02 August, 2013 10:50  
Anonymous Anonymous said...

Infidel: I meant that 25-30% of the voters that turnout are hardcore fundies. You can count on them to show up in every election. I will never forgive the right for catering to them. I wish the democrats would go for the jugular and bury them(GOP).

I should've said that they were theologically flexible to pursue their greater good. They'll accept a gay person as long as he acknowledges his sin. Mormonism and Catholism are now accepted denominations. They've evolved on race a little bit(as long as spit the party line). I'll have to agree that the theology is the strongest part of their system. They can have diversity in everything except belief. I noticed SE Cupp claims to be an atheist. She does the necessary bowing and scraping to sell those books and advance her career. They tolerate everyone that knows their place.

Vic78

02 August, 2013 12:58  
Anonymous Bacopa said...

Hell TF no. The fundies are not defeated yet. I grew up in the mostly progressive Texas of the 70's and 80's. We were awesome but now Texas is a joke.

There is no other solution to the Christian Problem in the US than crushing them by force.The fundies have no moral reasoning we can appeal to. They have no concepts of right and wrong. They care nothing about harm, consent,and consequences.

They are moral morons. Reason means nothing to them as they cower in fear of their cruel God.

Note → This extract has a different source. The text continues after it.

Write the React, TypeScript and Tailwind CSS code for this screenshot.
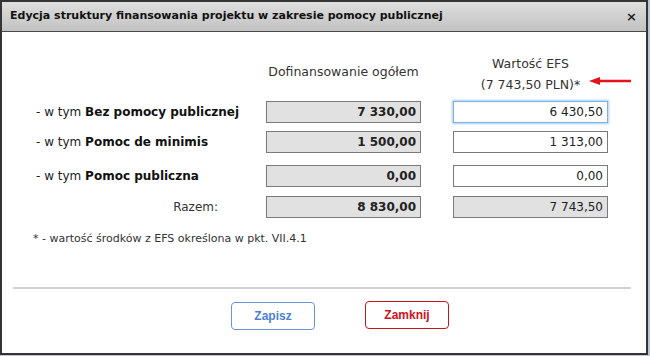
const rows = [
  { label: "Bez pomocy publicznej", total: "7 330,00", efs: "6 430,50", mt: "mt-[0px]", focus: true },
  { label: "Pomoc de minimis", total: "1 500,00", efs: "1 313,00", mt: "mt-[8px]", focus: false },
  { label: "Pomoc publiczna", total: "0,00", efs: "0,00", mt: "mt-[12px]", focus: false },
];

function Field({ value, grey, bold, focus }: { value: string; grey?: boolean; bold?: boolean; focus?: boolean }) {
  return (
    <div
      className={
        "flex h-[22px] w-[155px] items-center justify-end border pr-[4px] text-[12px] text-[#222] " +
        (grey ? "bg-[#e1e1e1] border-[#7a7a7a] " : "bg-white border-[#7a7a7a] ") +
        (bold ? "font-bold " : "") +
        (focus ? "border-[#7fb0e6] shadow-[0_0_2px_1px_#a9cdf3]" : "")
      }
    >
      {value}
    </div>
  );
}

export default function App() {
  return (
    <div className="h-[356px] w-[650px] overflow-hidden bg-[#b9c4d2] font-['DejaVu_Sans',sans-serif]">
      <div className="flex h-[355px] w-[648px] flex-col border-2 border-[#353535] bg-white">
        <div className="flex h-[30px] shrink-0 items-center justify-between border-b border-[#4a4a4a] bg-gradient-to-b from-[#dedede] to-[#c2c2c2] pl-[8px] pr-[9px]">
          <span className="text-[11px] font-bold text-[#111]">
            Edycja struktury finansowania projektu w zakresie pomocy publicznej
          </span>
          <span className="text-[13px] font-bold text-[#222]">×</span>
        </div>

        <div className="flex h-[69px] shrink-0 items-end pb-[6px] text-[12px] text-[#333]">
          <div className="w-[264px]" />
          <div className="mb-[13px] w-[155px] whitespace-nowrap text-center text-[12.5px]">Dofinansowanie ogółem</div>
          <div className="w-[32px]" />
          <div className="relative w-[155px] text-center text-[12.5px] leading-[21px]">
            <div>Wartość EFS</div>
            <div>(7 743,50 PLN)*</div>
            <svg className="absolute left-[136px] top-[23px]" width="44" height="10" viewBox="0 0 44 10">
              <line x1="8" y1="5" x2="42" y2="5" stroke="#e3141b" strokeWidth="2.5" />
              <polygon points="0,5 11,1 11,9" fill="#e3141b" />
            </svg>
          </div>
        </div>

        {rows.map((r) => (
          <div key={r.label} className={"flex items-center text-[12px] text-[#222] " + r.mt}>
            <div className="w-[264px] pl-[34px]">
              - w tym <span className="font-bold text-[#111]">{r.label}</span>
            </div>
            <Field value={r.total} grey bold />
            <div className="w-[32px]" />
            <Field value={r.efs} focus={r.focus} />
          </div>
        ))}

        <div className="mt-[9px] flex items-center text-[12px] text-[#333]">
          <div className="w-[216px] text-right">Razem:</div>
          <div className="w-[48px]" />
          <Field value="8 830,00" grey bold />
          <div className="w-[32px]" />
          <Field value="7 743,50" grey />
        </div>

        <div className="mt-[15px] pl-[31px] text-[11px] leading-[12px] text-[#333]">
          * - wartość środków z EFS określona w pkt. VII.4.1
        </div>

        <div className="ml-[11px] mt-[42px] h-[2px] w-[618px] bg-[#d2d2d2]" />

        <div className="mt-[12px] flex items-start font-['Liberation_Sans',sans-serif] text-[12px] font-bold">
          <div className="ml-[229px] mt-[1px] flex h-[28px] w-[84px] items-center justify-center rounded-[4px] border border-[#6b93d8] text-[#4d7fd2]">
            Zapisz
          </div>
          <div className="ml-[50px] flex h-[28px] w-[84px] items-center justify-center rounded-[4px] border border-[#c8141c] text-[#d0121a]">
            Zamknij
          </div>
        </div>
      </div>
    </div>
  );
}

They barely understand reason, so we must resort to force The fundies will never allow secularists to be free until we can make them fear us more than they fear their imaginary god.

02 August, 2013 19:10  
Blogger Infidel753 said...

Vic78: There are now more non-religious people than Christian Right nuts, and with the latter becoming less popular, hopefully the Democrats will see the opportunity presented.

Bacopa: Well, I hope victory at the ballot box will make force unnecessary. If the fundies did take over the way Rich describes, one could hope the military would step in to defend the Constitution as in Egypt, but it's hard to know what would happen.